AB tentunya telah menghitung resiko dari manuvernya. Beliau sebagai seorang politisi yang sedang bertarung utk menang sebagai kandidat Gubernur, bisa jadi tak lagi terlalu mempersoalkan citra yg selama ini dibangun dan menjadikannya seperti sekarang, termasuk idealisme yang selama ini menjadi acuannya. Politik adalah soal mobilisasi kekuatan, dan politik elektoral ditentukan di bilik suara. AB tampaknya sedang menjalani sebuah proses perubahan, dari seorang aktivis cum politisi yang idealis menjadi seorang politisi yang realistis, kalau toh bukan pragmatis.

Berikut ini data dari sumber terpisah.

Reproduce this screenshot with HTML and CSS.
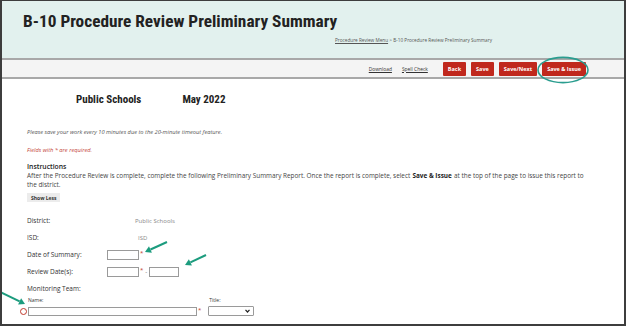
FILE: index.html
```html
<!DOCTYPE html>
<html>
<head>
<title>B-10 Procedure Review Preliminary Summary</title>
<link rel="stylesheet" href="styles.css">
</head>
<body>
<div class="frame">
  <div class="page-header">
    <h1>B-10 Procedure Review Preliminary Summary</h1>
    <div class="breadcrumb"><a href="#">Procedure Review Menu</a> &gt; B-10 Procedure Review Preliminary Summary</div>
  </div>

  <div class="toolbar">
    <a href="#" class="tool-link">Download</a>
    <a href="#" class="tool-link">Spell Check</a>
    <button class="btn btn-first">Back</button>
    <button class="btn">Save</button>
    <button class="btn">Save/Next</button>
    <button class="btn">Save &amp; Issue</button>
  </div>

  <div class="content">
    <div class="report-title">
      <span>Public Schools</span>
      <span>May 2022</span>
    </div>

    <p class="note">Please save your work every 10 minutes due to the 20-minute timeout feature.</p>
    <p class="note required-note">Fields with * are required.</p>

    <div class="instructions-title">Instructions</div>
    <p class="instructions">After the Procedure Review is complete, complete the following Preliminary Summary Report. Once the report is complete, select <b>Save &amp; Issue</b> at the top of the page to issue this report to<br>the district.</p>

    <button class="show-less">Show Less</button>

    <div class="fields">
      <div class="field-label">District:</div>
      <div class="field-value"><span class="readonly">Public Schools</span></div>

      <div class="field-label">ISD:</div>
      <div class="field-value"><span class="readonly readonly-isd">ISD</span></div>

      <div class="field-label">Date of Summary:</div>
      <div class="field-value"><input type="text" class="date-input"><span class="req">*</span></div>

      <div class="field-label">Review Date(s):</div>
      <div class="field-value"><input type="text" class="date-input"><span class="req">*</span><span class="dash">-</span><input type="text" class="date-input date-end"></div>

      <div class="field-label">Monitoring Team:</div>
      <div class="field-value"></div>
    </div>

    <div class="team-row">
      <div class="team-name">
        <label class="small-label">Name:</label>
        <div class="input-line">
          <span class="error-icon"></span>
          <input type="text" class="name-input"><span class="req">*</span>
        </div>
      </div>
      <div class="team-title">
        <label class="small-label">Title:</label>
        <div class="select-wrap">
          <select class="title-select"><option></option></select>
          <svg class="chevron" width="5" height="4" viewBox="0 0 5 4"><path d="M0.5 0.8 L2.5 3 L4.5 0.8" fill="none" stroke="#222" stroke-width="1.2"/></svg>
        </div>
      </div>
    </div>
  </div>

  <svg class="annotations" width="626" height="326" viewBox="0 0 626 326">
    <ellipse cx="563" cy="70" rx="25" ry="12.6" fill="none" stroke="#2a9d8f" stroke-width="1.6"/>
    <line x1="167" y1="242" x2="150.5" y2="249.5" stroke="#1c9c7e" stroke-width="2"/>
    <polygon points="145,252 151.9,252.7 149,246.3" fill="#1c9c7e"/>
    <line x1="206" y1="255" x2="190.4" y2="262.4" stroke="#1c9c7e" stroke-width="2"/>
    <polygon points="185,265 191.9,265.6 188.9,259.3" fill="#1c9c7e"/>
    <line x1="0" y1="292" x2="19.6" y2="301.4" stroke="#1c9c7e" stroke-width="2"/>
    <polygon points="25,304 18.1,304.6 21.1,298.3" fill="#1c9c7e"/>
  </svg>
</div>
</body>
</html>
```

FILE: styles.css
```css
body {
  margin: 0;
  font-family: "Open Sans", sans-serif;
  color: #333;
  background-color: #fff;
}

.frame {
  position: relative;
  width: 626px;
  height: 326px;
  box-sizing: border-box;
  border: 2px solid #3d3d3d;
  border-top-width: 1px;
  overflow: hidden;
  background-color: #fff;
}

/* header */

.page-header {
  height: 57px;
  box-sizing: border-box;
  padding: 11px 132px 0 21px;
  background-color: #e2f1ee;
}

.page-header h1 {
  margin: 0;
  font-family: "Roboto Condensed", Roboto, sans-serif;
  font-stretch: condensed;
  font-size: 17.3px;
  line-height: 19px;
  font-weight: 700;
  color: #222;
}

.breadcrumb {
  margin-top: 6px;
  text-align: right;
  font-size: 4.7px;
  line-height: 7px;
  color: #555;
}

.breadcrumb a {
  color: #555;
}

/* toolbar */

.toolbar {
  display: flex;
  justify-content: flex-end;
  align-items: center;
  height: 17px;
  padding-right: 38px;
  background-color: #f4f4f4;
  border-top: 2px solid #a8a8a8;
  border-bottom: 2px solid #a8a8a8;
}

.tool-link {
  font-size: 4.9px;
  color: #333;
  margin-left: 10px;
}

.btn {
  height: 14px;
  margin-left: 5px;
  padding: 0 5px;
  font-family: "Open Sans", sans-serif;
  font-size: 5.5px;
  font-weight: 700;
  color: #fff;
  background-color: #c0281d;
  border: none;
  border-radius: 1px;
}

.btn-first {
  margin-left: 15px;
}

/* content */

.content {
  padding: 0 25px;
}

.report-title {
  display: flex;
  gap: 41px;
  margin-top: 14px;
  padding-left: 49px;
  font-family: "Roboto Condensed", Roboto, sans-serif;
  font-stretch: condensed;
  font-size: 11px;
  line-height: 14px;
  font-weight: 700;
  color: #222;
}

.note {
  margin: 21px 0 0;
  font-size: 5.7px;
  line-height: 8px;
  font-style: italic;
  color: #555;
}

.required-note {
  margin-top: 10px;
  color: #c4463a;
}

.instructions-title {
  margin-top: 8px;
  font-size: 6.8px;
  line-height: 9px;
  font-weight: 600;
  color: #222;
}

.instructions {
  margin: 0;
  font-size: 6.4px;
  line-height: 9px;
  color: #444;
}

.instructions b {
  margin: 0 0.5px;
  color: #222;
}

.show-less {
  display: block;
  height: 9px;
  margin-top: 4px;
  padding: 0 4px;
  font-family: "Open Sans", sans-serif;
  font-size: 5px;
  font-weight: 700;
  color: #333;
  background-color: #ececec;
  border: none;
}

.fields {
  display: grid;
  grid-template-columns: 80px 1fr;
  grid-auto-rows: 17px;
  align-items: center;
  margin-top: 10px;
  font-size: 6.5px;
}

.field-value {
  display: flex;
  align-items: center;
}

.readonly {
  padding-left: 28px;
  font-size: 6px;
  color: #888;
}

.readonly-isd {
  padding-left: 31px;
}

.date-input {
  width: 32px;
  height: 10px;
  box-sizing: border-box;
  margin: 0;
  padding: 0;
  border: 1px solid #9a9a9a;
}

.date-end {
  width: 30px;
}

.req {
  align-self: flex-start;
  margin-left: 1px;
  font-size: 6px;
  line-height: 6px;
  color: #c0392b;
}

.dash {
  margin: 0 2px 0 2px;
  font-size: 6px;
  color: #555;
}

/* monitoring team */

.team-row {
  display: flex;
  gap: 7px;
}

.small-label {
  display: block;
  padding-left: 1px;
  font-size: 5px;
  line-height: 7px;
  color: #333;
}

.input-line {
  display: flex;
  align-items: center;
  margin-top: 3px;
}

.error-icon {
  width: 7px;
  height: 7px;
  box-sizing: border-box;
  margin-left: -7px;
  margin-right: 1px;
  border: 1.6px solid #c0392b;
  border-radius: 50%;
  background-color: #fff;
}

.name-input {
  width: 169px;
  height: 9px;
  box-sizing: border-box;
  margin: 0;
  padding: 0;
  border: 1px solid #9a9a9a;
}

.select-wrap {
  position: relative;
  margin-top: 2px;
}

.title-select {
  display: block;
  width: 46px;
  height: 10px;
  margin: 0;
  padding: 0;
  appearance: none;
  background-color: #fff;
  border: 1px solid #9a9a9a;
  border-radius: 1px;
}

.chevron {
  position: absolute;
  top: 3px;
  right: 4px;
}

.annotations {
  position: absolute;
  top: -1px;
  left: -2px;
  pointer-events: none;
}
```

Mungkin beliau sudah memaklumi bahwa di negeri ini, idealisme dan citra baik saja tak cukup. Kemampuan utk merangkul sebanyak mungkin pendukung demi kemenangan di bilik suara menjadi tujuan yang lebih kongkrit. Bisa jadi beliau beranggapan bhw jika nanti sudah unggul, maka pencitraan akan mudah dicipta kembali. Kredo yang dipakai AB adalah "kemenangan memang bukan semuanya, tetapi hanya satu-satunya". Winning is not everything, but the only thing!.
Dan tentu saja AB tahu benar akan resikonya.